Eu tenho um amigo, Mauro Bentes, que faz tempo me critica pelo que ele chama de “gostos exóticos”. Calma lá, minha senhora, não se levante da mesa imaginando ouvir confissões descabeladas de práticas ofensivas às pessoas educadas. Não falarei de sexo bizarro nem de políticos de Brasília. É apenas um comentário sobre um livro que acabei de reler, que de alguma forma tem uma relação íntima com o Mauro Bentes. Vou à história. Um grupo de amigos, do qual eu participava com entusiasmo, tinha uma mesa cativa num restaurante no Rio de Janeiro chamado Alcaparra, que se formava toda sexta-feira para praticar alguma extravagância gastronômica que – ao contrário do que dizem os veganos e médicos em geral – não matou ninguém.
Nesses almoços, o chef Raimundo se esmerava fazendo pratos que só de pensar me dá água na boca e lágrimas nos olhos. De saudade. Sabedor de que a mesa podia receber gente como Ziraldo, Ancelmo Góis, Zuenir Ventura, Zelito Viana e Miguel Paiva, nosso citado Mauro se sentiu prestigiado quando o convidamos para um almoço. Nenhum de nós se preocupou em alertar que não apenas nos fartávamos de comida.
Era uma “experiência”, como se diz atualmente.
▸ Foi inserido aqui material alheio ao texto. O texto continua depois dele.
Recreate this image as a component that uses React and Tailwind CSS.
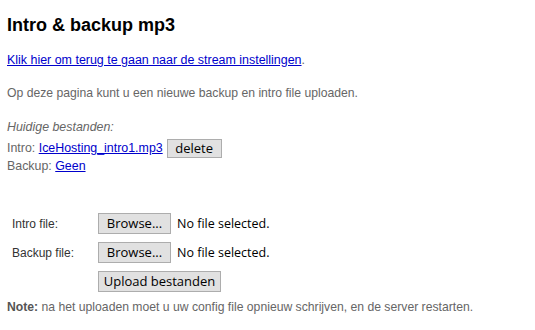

Na hora acertada, vestindo um de seus conjuntos esportes mais elegantes (e ele tem uma coleção completa, um mais catito que o outro), Mauro se senta à mesa e pergunta qual é o menu. Quase chorando de felicidade e expectativa eu contei: risoto de rabada! E ainda tem uma dobradinha especial!
Mauro disfarçou, alegou um súbito mal-estar, levantou-se e escafedeu-se. Muito tempo depois me confessou que foi preciso uma semana de salada de alface para seu estômago se recuperar. E ele nem tinha visto os pratos! Depois disso, não aceita nem tomar café na minha sala. Deve imaginar que eu o adoço com rapadura. Pois bem, a Editora Senac tem um livro que é a cara do Mauro Bentes.
Chama-se Embutidos e é de autoria de Breno Raigorodisky, que não conheço pessoalmente, mas sei que é publicitário e filósofo, diretor de criação e deve ser um tremendo bom garfo. Nesse livro, que de vez em quando devoro como se fosse uma linguicinha mineira, o autor te leva para um passeio pelo mundo para apreciar os melhores embutidos que o gênio humano já conseguiu inventar. Já está molhado de tanta saliva. Quando eu era criança fazia coleção de Ele & Ela e revistas pornográficas dinamarquesas só para sonhar com sexo. Comi (se tanto) umas cinco das milhares de mulheres peladas que as revistas mostravam. Em compensação posso comer quase todos os embutidos do livro.
Não sei se fico eufórico com essa troca, mas é sempre melhor que nada. Seguindo as receitas, já produzi em casa algumas raridades, como a Andouille, que é um rocambole formado por intestino grosso, intestino delgado e estômago de vitela. É um prato apreciadíssimo entre os gourmets de Rouen e Lyon. Qualquer dia vou encontrar ingredientes para surpreender os meus convidados com um morcón como se faz na Andaluzia, que é um embutido feito de paleta, língua e canela de porco. Já encomendei material para uma coppa di Ascoli Piceno, feita de pele, cartilagem, orelha e língua de porco. Já que estamos com as mãos nas tripas, vamos tentar elaborar um fegatazzi, que é simplesmente linguiça de fígado de porco, temperado com erva-doce e comida com polenta.
Esquecendo um pouco as frescuras de meu amigo Mauro Bentes, recomendo com entusiasmo, glutonice e alegria o livro Embutidos – da sobrevivência à gastronomia, do já citado coleguinha Breno Raigorodisky. É uma obra de fôlego. Agora vocês me deem licença, pois me espera um salsichão com salada de batatas que, diante dos pratos descritos anteriormente, está parecendo que vou comer algo como caldinho de galinha. A diferença vai ser a mostarda kielbasa e chalotas bem apimentadinhas.